Paul: Because we are relatively small, it’s so important to get the right person, because they’ll be 1/30thof the agency and if they’re not the right fit it really shows. We tend to use our network of contacts as our first port of call, see if anyone knows anyone who they’ve worked with before. After that is probably when we’d speak to recruiters, who have a wider reach. The Mission have an HR function that we can go to for recruitment, so that’s quite helpful. It’s just a mixture of that really, and maybe if two of those sources throw up the same person then they’re probably worth seeing.

Sophie: What key aspects do you look for when making new hires?

Paul: It’d be different depending on who you speak to. But we do have a… I won’t use the c-word, but we have a no c-word policy! So that is the main thing, we’d rather take someone on who’s a good person and polish them up, than find someone who’s really good at their job but is a bit of a wally. Recently, we were interviewing and the final two were fairly similar in terms of ability, and it did come down to ‘will this person fit in?’. Effectively, we’re working in 3 small creative departments of 4 people, so it really comes down to how we get on with them in the interview more than anything else. We know we can teach people all the stuff that we need to, but if they’re not the right fit you can’t really do much about that.

Sophie: What’s the culture like at Chapter?

Paul: We have a whole ethos about being Sharper and Better, not bigger and better. Again, that comes back to knowing our clients really well and us working in small teams. Generally, people finish on time… it doesn’t matter what time they get in and when they leave, as long as the work gets done. That just makes for a nicer place to work I think.

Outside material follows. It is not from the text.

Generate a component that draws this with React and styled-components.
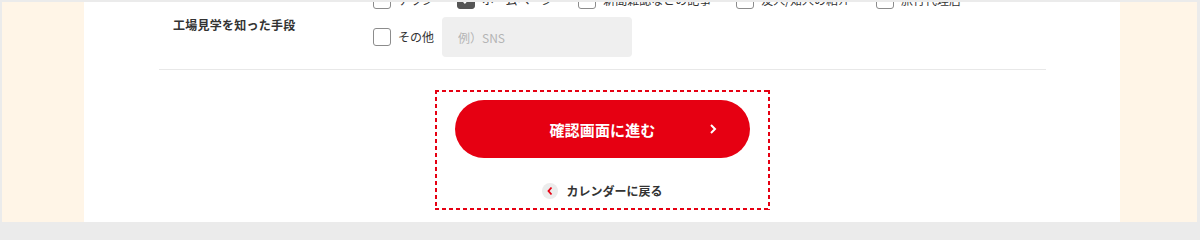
import styled, { createGlobalStyle } from "styled-components";

const GlobalStyle = createGlobalStyle`
  html, body {
    margin: 0;
    padding: 0;
    height: 224px;
    overflow: hidden;
    background: #ebebeb;
  }
  body {
    font-family: "Noto Sans CJK JP", "Noto Sans", sans-serif;
    color: #333;
  }
`;

const Frame = styled.div`
  height: 224px;
  box-sizing: border-box;
  padding: 2px 3px 2px 2px;
`;

const Columns = styled.div`
  display: grid;
  grid-template-columns: 82px 1fr 77px;
  height: 100%;
  overflow: hidden;
`;

const Side = styled.div`
  background: #fff5e7;
`;

const Main = styled.main`
  background: #fff;
  padding: 0 74px 0 75px;
  overflow: hidden;
`;

const Content = styled.div`
  margin-top: -22px;
`;

const FormRow = styled.div`
  display: flex;
  align-items: center;
  padding: 10px 14px 12px;
  border-bottom: 1px solid #e8e8e8;
`;

const Label = styled.div`
  width: 200px;
  flex-shrink: 0;
  font-size: 12px;
  font-weight: 700;
  letter-spacing: 0.02em;
  line-height: 18px;
  padding-top: 2px;
`;

const Options = styled.div`
  display: flex;
  flex-direction: column;
  align-items: flex-start;
  gap: 7px;
`;

const Line = styled.div`
  display: flex;
  align-items: center;
`;

const Option = styled.label`
  display: flex;
  align-items: center;
  gap: 7px;
  margin-right: ${(p) => p.$gap ?? 0}px;
  font-size: 12px;
  line-height: 20px;
  white-space: nowrap;
  color: #333;
`;

const Box = styled.span`
  width: 16px;
  height: 16px;
  border: 1px solid ${(p) => (p.$checked ? "#555" : "#8c8c8c")};
  border-radius: 3px;
  background: ${(p) => (p.$checked ? "#555" : "#fff")};
  display: flex;
  align-items: center;
  justify-content: center;
  flex-shrink: 0;
`;

const TextInput = styled.input`
  width: 190px;
  height: 40px;
  box-sizing: border-box;
  border: none;
  border-radius: 4px;
  background: #efefef;
  padding: 0 16px;
  margin-left: 1px;
  font-family: inherit;
  font-size: 12px;
  color: #333;
  &::placeholder {
    color: #b4b4b4;
  }
`;

const Actions = styled.div`
  display: flex;
  justify-content: center;
  margin-top: 20px;
`;

const DashedBox = styled.div`
  width: 335px;
  box-sizing: border-box;
  padding: 10px 21px 10px;
  display: flex;
  flex-direction: column;
  align-items: center;
  background:
    repeating-linear-gradient(90deg, #e60012 0 4px, transparent 4px 7px) top left / 100% 2px no-repeat,
    repeating-linear-gradient(90deg, #e60012 0 4px, transparent 4px 7px) bottom left / 100% 2px no-repeat,
    repeating-linear-gradient(180deg, #e60012 0 4px, transparent 4px 7px) top left / 2px 100% no-repeat,
    repeating-linear-gradient(180deg, #e60012 0 4px, transparent 4px 7px) top right / 2px 100% no-repeat;
`;

const PrimaryButton = styled.button`
  position: relative;
  width: 295px;
  height: 58px;
  border: none;
  border-radius: 29px;
  background: #e60012;
  color: #fff;
  font-family: inherit;
  font-size: 15px;
  font-weight: 700;
  letter-spacing: 0.01em;
  cursor: pointer;
`;

const ButtonArrow = styled.svg`
  position: absolute;
  right: 32px;
  top: 50%;
  transform: translateY(-50%);
`;

const BackLink = styled.a`
  display: flex;
  align-items: center;
  gap: 8px;
  margin-top: 24px;
  font-size: 12px;
  font-weight: 700;
  line-height: 18px;
  color: #333;
  text-decoration: none;
`;

const BackCircle = styled.span`
  width: 16px;
  height: 16px;
  border-radius: 50%;
  background: #ececec;
  display: flex;
  align-items: center;
  justify-content: center;
`;

const Check = () => (
  <svg width="12" height="12" viewBox="0 0 12 12">
    <path d="M2.5 6.2l2.4 2.4 4.6-5" fill="none" stroke="#fff" strokeWidth="1.8" />
  </svg>
);

const options = [
  { text: "チラシ", gap: 23 },
  { text: "ホームページ", checked: true, gap: 25 },
  { text: "新聞雑誌などの記事", gap: 25 },
  { text: "友人/知人の紹介", gap: 26 },
  { text: "旅行代理店", gap: 0 },
];

export default function App() {
  return (
    <>
      <GlobalStyle />
      <Frame>
        <Columns>
          <Side />
          <Main>
            <Content>
              <FormRow>
                <Label>工場見学を知った手段</Label>
                <Options>
                  <Line>
                    {options.map((o) => (
                      <Option key={o.text} $gap={o.gap}>
                        <Box $checked={o.checked}>{o.checked && <Check />}</Box>
                        {o.text}
                      </Option>
                    ))}
                  </Line>
                  <Line>
                    <Option>
                      <Box />
                      その他
                      <TextInput placeholder="例）SNS" />
                    </Option>
                  </Line>
                </Options>
              </FormRow>
              <Actions>
                <DashedBox>
                  <PrimaryButton type="button">
                    確認画面に進む
                    <ButtonArrow width="10" height="12" viewBox="0 0 10 12">
                      <path d="M3 2l4 4-4 4" fill="none" stroke="#fff" strokeWidth="2" />
                    </ButtonArrow>
                  </PrimaryButton>
                  <BackLink href="#">
                    <BackCircle>
                      <svg width="8" height="10" viewBox="0 0 8 10">
                        <path d="M5.5 1.5L2.5 5l3 3.5" fill="none" stroke="#e60012" strokeWidth="1.8" />
                      </svg>
                    </BackCircle>
                    カレンダーに戻る
                  </BackLink>
                </DashedBox>
              </Actions>
            </Content>
          </Main>
          <Side />
        </Columns>
      </Frame>
    </>
  );
}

Going back to us all sitting together, there is a really good team spirit – not only as an agency, but as individual teams as well. There is a little bit of competition, but you also feel really responsible for each other and that’s the main difference. In places I’ve worked before you feel responsible for the creative department and not necessarily the agency, but here you feel responsible for the whole thing. Because it’s small you’re close to everything, you’re close to the numbers and the figures. Every quarter we’ll do a presentation and show where we are, where we need to be and what we’ve got to do together. 

Sophie: That would usually just be the client services guys.

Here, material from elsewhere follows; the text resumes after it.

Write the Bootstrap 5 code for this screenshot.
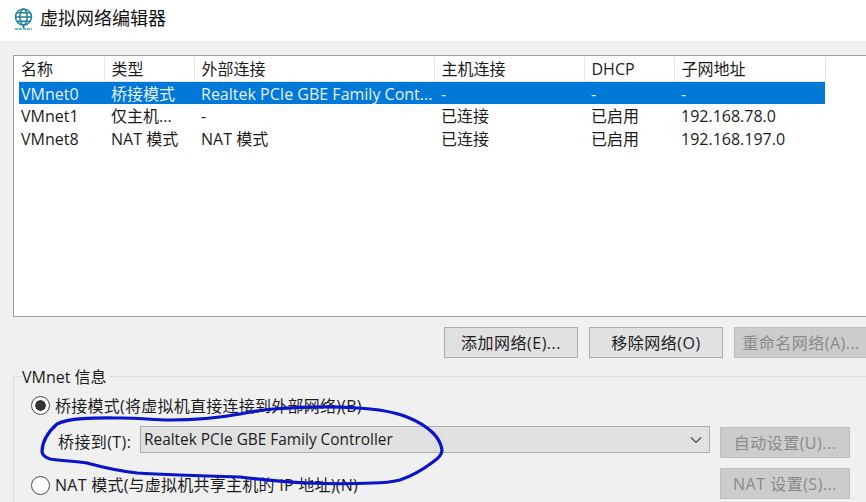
<!DOCTYPE html>
<html lang="zh">
<head>
<meta charset="utf-8">
<title>虚拟网络编辑器</title>
<link href="https://cdn.jsdelivr.net/npm/bootstrap@5.3.0/dist/css/bootstrap.min.css" rel="stylesheet">
<style>
html,body{margin:0;height:502px;overflow:hidden}
body{width:866px;background:#f0f0f0;color:#1c1c1c;font:16px/1.2 "Open Sans","Noto Sans CJK SC",sans-serif;position:relative}
.titlebar{height:41px;background:#fff;padding:0 0 4px 14px;gap:7px;font-size:18px;color:#111}
.listbox{height:262px;margin:14px 0 0 13px;background:#fff;border:1px solid #a0a0a0;border-right:0;padding:1px 0 0 5px}
.nettable{width:806px;table-layout:fixed;border-collapse:collapse;margin:0;color:#1c1c1c}
.nettable th{font-weight:400;height:24px;padding:2px 0 0 7px;border-right:1px solid #e5e5e5;background:#fff;vertical-align:middle}
.nettable td{height:23px;padding:3px 0 0 7px;vertical-align:middle;white-space:nowrap;border:0;background:#fff;color:#1c1c1c}
.nettable th:first-child,.nettable td:first-child{padding-left:2px}
.nettable tr.picked td{background:#0078d7;color:#e6f1fb}
.actions{margin:10px 0 0 444px;gap:11px}
.winbtn{height:31px;width:134px;background:#e1e1e1;border:1px solid #adadad;border-radius:0;padding:0;font-size:16px;letter-spacing:.5px;color:#1c1c1c;white-space:nowrap;flex:none}
.winbtn:disabled{background:#ccc;border-color:#bfbfbf;color:#8a8a8a;opacity:1}
.smallbtn{width:130px}
.infogroup{margin:18px 0 0 13px;border-top:1px solid #dcdcdc;border-left:1px solid #dcdcdc;height:131px;position:relative}
.grouplabel{position:absolute;left:8px;top:-9px;background:#f0f0f0;padding-right:3px;line-height:18px}
.optrow{margin:0;padding:0;min-height:0;gap:5px;height:20px}
.optrow .form-check-input{float:none;margin:0;width:19px;height:19px;flex:none;background-color:#fff;border:1px solid #4a4a4a;box-shadow:none}
.optrow .form-check-input:checked{background-color:#fff;border-color:#4a4a4a;background-image:radial-gradient(circle,#333 0 5px,transparent 5.5px)}
.optrow .form-check-label{opacity:1;letter-spacing:.25px;margin-top:4px}
.firstopt{padding:18px 0 0 17px}
.bridgerow{margin:12px 0 0 44px;height:32px}
.bridgerow label{width:82px;flex:none;padding-top:6px;letter-spacing:.4px;white-space:nowrap}
.netselect{width:570px;height:27px;flex:none;background-color:#e1e1e1;border:1px solid #adadad;border-radius:0;padding:2px 0 0 3px;font-size:15.400px;color:#1c1c1c;line-height:1.2;background-image:url("data:image/svg+xml,%3csvg xmlns='http://www.w3.org/2000/svg' viewBox='0 0 12 8'%3e%3cpath fill='none' stroke='%23444' stroke-width='1.1' d='M1 1.500l5 5 5-5'/%3e%3c/svg%3e");background-position:right 7px center;background-size:12px 8px;margin-top:-1px}
.sidebtn{margin-left:10px}
.lastrow{padding:9px 0 0 17px}
.lastrow .optrow{margin-top:7px}
.lastrow .form-check-label{margin-top:2px}
.lastrow .sidebtn{margin-left:auto;margin-right:16px}
.inkmark{position:absolute;left:0;top:0;pointer-events:none}
</style>
</head>
<body>
<div class="titlebar d-flex align-items-center">
<svg width="19" height="22" viewBox="0 0 19 22" aria-hidden="true"><g fill="none" stroke="#1f7f9c" stroke-width="1.500"><circle cx="9.500" cy="9" r="8"/><ellipse cx="9.500" cy="9" rx="3.600" ry="8"/><path d="M1.500 9h16M3 4.800h13M3 13.200h13"/></g><path d="M9.500 17v3" stroke="#1f7f9c" stroke-width="2"/><path d="M1 21h17" stroke="#1bb5a5" stroke-width="1.600" stroke-dasharray="3 1"/></svg>
<span>虚拟网络编辑器</span>
</div>
<div class="listbox">
<table class="table nettable">
<colgroup><col style="width:85px"><col style="width:90px"><col style="width:240px"><col style="width:150px"><col style="width:90px"><col style="width:151px"></colgroup>
<thead><tr><th>名称</th><th>类型</th><th>外部连接</th><th>主机连接</th><th>DHCP</th><th>子网地址</th></tr></thead>
<tbody>
<tr class="picked"><td>VMnet0</td><td>桥接模式</td><td>Realtek PCIe GBE Family Cont...</td><td>-</td><td>-</td><td>-</td></tr>
<tr><td>VMnet1</td><td>仅主机...</td><td>-</td><td>已连接</td><td>已启用</td><td>192.168.78.0</td></tr>
<tr><td>VMnet8</td><td>NAT 模式</td><td>NAT 模式</td><td>已连接</td><td>已启用</td><td>192.168.197.0</td></tr>
</tbody>
</table>
</div>
<div class="actions d-flex">
<button type="button" class="btn winbtn">添加网络(E)...</button>
<button type="button" class="btn winbtn">移除网络(O)</button>
<button type="button" class="btn winbtn" disabled>重命名网络(A)...</button>
</div>
<div class="infogroup">
<span class="grouplabel">VMnet 信息</span>
<div class="firstopt">
<div class="form-check optrow d-flex align-items-center">
<input class="form-check-input" type="radio" name="mode" id="m1" checked>
<label class="form-check-label" for="m1">桥接模式(将虚拟机直接连接到外部网络)(B)</label>
</div>
</div>
<div class="bridgerow d-flex align-items-start">
<label for="adapter">桥接到(T):</label>
<select class="form-select netselect" id="adapter"><option>Realtek PCIe GBE Family Controller</option></select>
<button type="button" class="btn winbtn smallbtn sidebtn" disabled>自动设置(U)...</button>
</div>
<div class="lastrow d-flex align-items-start">
<div class="form-check optrow d-flex align-items-center">
<input class="form-check-input" type="radio" name="mode" id="m2">
<label class="form-check-label" for="m2">NAT 模式(与虚拟机共享主机的 IP 地址)(N)</label>
</div>
<button type="button" class="btn winbtn smallbtn sidebtn" disabled>NAT 设置(S)...</button>
</div>
</div>
<svg class="inkmark" width="866" height="502" viewBox="0 0 866 502" aria-hidden="true"><path d="M122 418C100 418 70 417 57 424C48 432 42 442 42 452C43 457 47 458 50 459C62 461 75 461 87 463C105 468 120 471 137 473C170 475 205 476 240 477C265 480 285 482 307 483C330 484 352 484 373 483C383 483 392 482 400 480C415 475 425 468 433 462C438 458 442 455 442 450C441 443 438 438 433 433C425 425 417 421 407 417C392 411 375 409 357 408C330 406 300 407 273 409C262 410 250 412 240 414C218 418 195 420 170 420C155 420 138 418 122 418Z" fill="none" stroke="#0a14c8" stroke-width="3.200" stroke-linecap="round" stroke-linejoin="round"/></svg>
<script src="https://cdn.jsdelivr.net/npm/bootstrap@5.3.0/dist/js/bootstrap.bundle.min.js"></script>
</body>
</html>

Paul: Yeah exactly, that would usually just be someone in another room somewhere who you would never meet unless you were getting sacked or something like that. You notice if someone’s not happy, you can tell because you see them every minute of every day, so I think we’re really close as a team.

Sophie: I think you can kind of tell that from the fact that you’ve been here for as long as you have, I know that’s kind of the case with a lot of people here.

Paul: I think so, yeah, we do have quite a good retention rate, there are a lot of people who’ve been here a long time. We have a scheme where if you’ve been here 5 years you get a 6-week paid sabbatical. Which is really good, I think it’s probably a victim of its own success in that we’re now getting to the point where loads of people have been here 5 years.

Sophie: It’s quite rare for an agency to have that much retention. I do find generally in-house that agency people like to jump around, it’s really impressive what you’ve done.

Paul: When people leave, it is a big thing. We try to make sure people leave in a nice way because you become 1/30thof the business.

Sophie: Is there anything else that readers might like to know about Chapter and what you provide?

Paul: What we like to think is that we provide a London agency mentality but in a Midlands setting. We’ve got a lot of people who have worked in big agencies so a lot of us have worked in good places, and we try to bring that sort of thinking here. The main way we work, and what seems to work well from a client point of view, is that we will always put strategic thinking at the heart of the creative work. So, we’ll never just do an ad or a logo design; we’ll do serious thinking around what the right approach is, why it’s the right approach, and then show the work. It sounds simple, but a lot of people don’t do it. We’re a creative and strategic agency, and we solve problems – whether that’s an advertising brief, a marketing conundrum or a product development project.